Pre-Hispanic history

The human settlement emerged in the Late Preclassic (400 BC-AD 250), as evidenced by five fragments with reliefs dated to that period, with activity concentrated around the Mirador (Group A). Subsequently, the dates on the monuments correspond to the beginning of the Early Classic, as in the case of the Disc of Hope or Chinkultic Disc (AD 573), and there is a hiatus in the epigraphic records until 9.18.0.0.0 or AD 790 (Stela 8); the last date is 10.0.15.0.0 (AD 844), inscribed on Stela 1. After this time there appears to have been ritual activity at the Mirador Group, judging from the Early Postclassic (AD 1000-1200) offerings discovered by Pierre Agrinier; later on, there is little evidence of occupation during the Late Postclassic and the worship of ancestors and the gods of the underworld seems to have been confined to caves and caverns, greatly abundant in the area due to the limestone subsoil.

Site description

The archaeological area is situated on the Rincon estate, part of the old Tepancuapan Hacienda which has now been divided up into several farming communities. During pre-Hispanic times, this area was densely populated and covered several square kilometres branching out from the civic-ceremonial centre and the Agua Azul cenote, in the zone locally known as La Bolsa. Extending over large areas are the ruins of secondary groups with pyramidal structures and ball courts, as well as the remains of residential constructions on low platforms, made of stucco-clad stone masonry and surrounded by handsome lakes. The site is situated opposite the Hidalgo colony and is reached by an asphalt road. The civic-ceremonial centre at the settlement, composed of approximately 200 mounds of varying sizes, extends over some 40 ha, although the groups of constructions are relatively scattered and display a certain integration between the architecture and the landscape. For the purposes of analysis, the core area of Chinkultic was divided into five groups known by the letters A to E. The River Yubnaranjo, which connects lakes Tepancuapan and Chanujabab, divides the site into two sections. In the northern section, the steep slope of a hill delimits the Agua Azul cenote and has a large 1000-step monumental stairway leading to the main group, called the acropolis or Group A. On the small hilltop, an architectural group was built comprising a pyramidal platform in which it is possible to distinguish two construction phases, another smaller platform, three small altars opposite the monumental stairway and another altar abutted to the lower steps of the pyramid. Two of these altars yielded tombs with offerings of ceramic vessels from the beginning of the Early Postclassic (c. AD 1200). A stela (Monument 9) was also erected opposite the pyramidal platform; although nowadays fragmented, it is possible to make out a richly garbed dignitary wearing a prominent headdress in the fashion of a hat, plus six eroded glyphic cartouches. Behind the architectural complex lies the crystalline Agua Azul cenote, some 50 m deep.

At the foot of the monumental stairway is another semi-enclosed plaza with two pyramidal structures, a small platform that possibly served as an altar and a low, elongated platform near the edge of Lake Tepancuapan.
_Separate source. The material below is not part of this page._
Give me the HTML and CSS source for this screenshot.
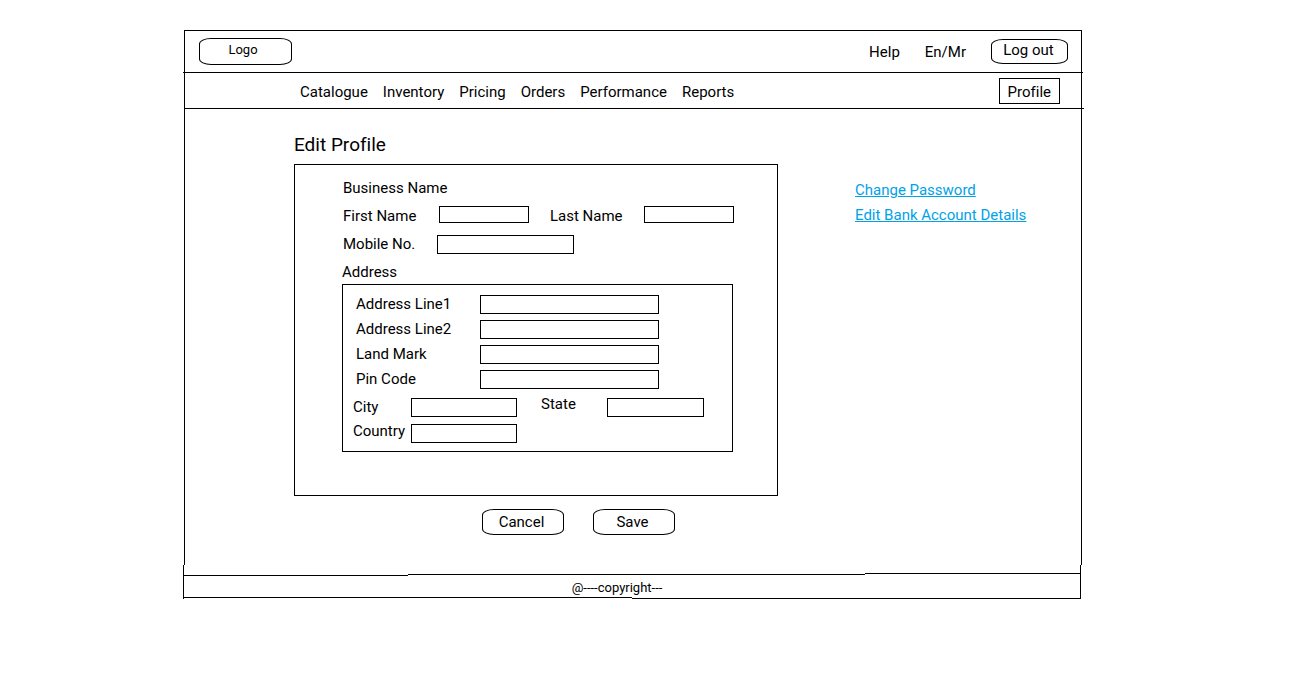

On the wall of the north side of the smaller platform, Agrinier identified a fragment from an early stela reused as a building stone. Situated on the steep slope descending from the Acropolis to the edge of Lake Chanujabab, on an embankment, are another medium-sized pyramid and several low mounds, possibly corresponding to the remains of dwellings: these constructions are known as Group E.

Immediately south of the River Yubnaranjo is Group B, which consists of a stage-like structure comprising a vast seating area made of large blocks of stone; the plaza is delimited on three sides by three large pyramids which stand some 10 m high, and at the centre is a sloping altar with a cornice, which like the pyramid in Group A displays two construction phases. In the upper middle section of the seating area is what appears to be the governor’s box, with several cylindrical altars made of limestone. Towards the south of this element lies a small courtyard (Group D ) delimited by the most important structure at the site, the Pyramid of the Slabstones, built out of ingeniously assembled giant blocks of stone, each several tons in weight.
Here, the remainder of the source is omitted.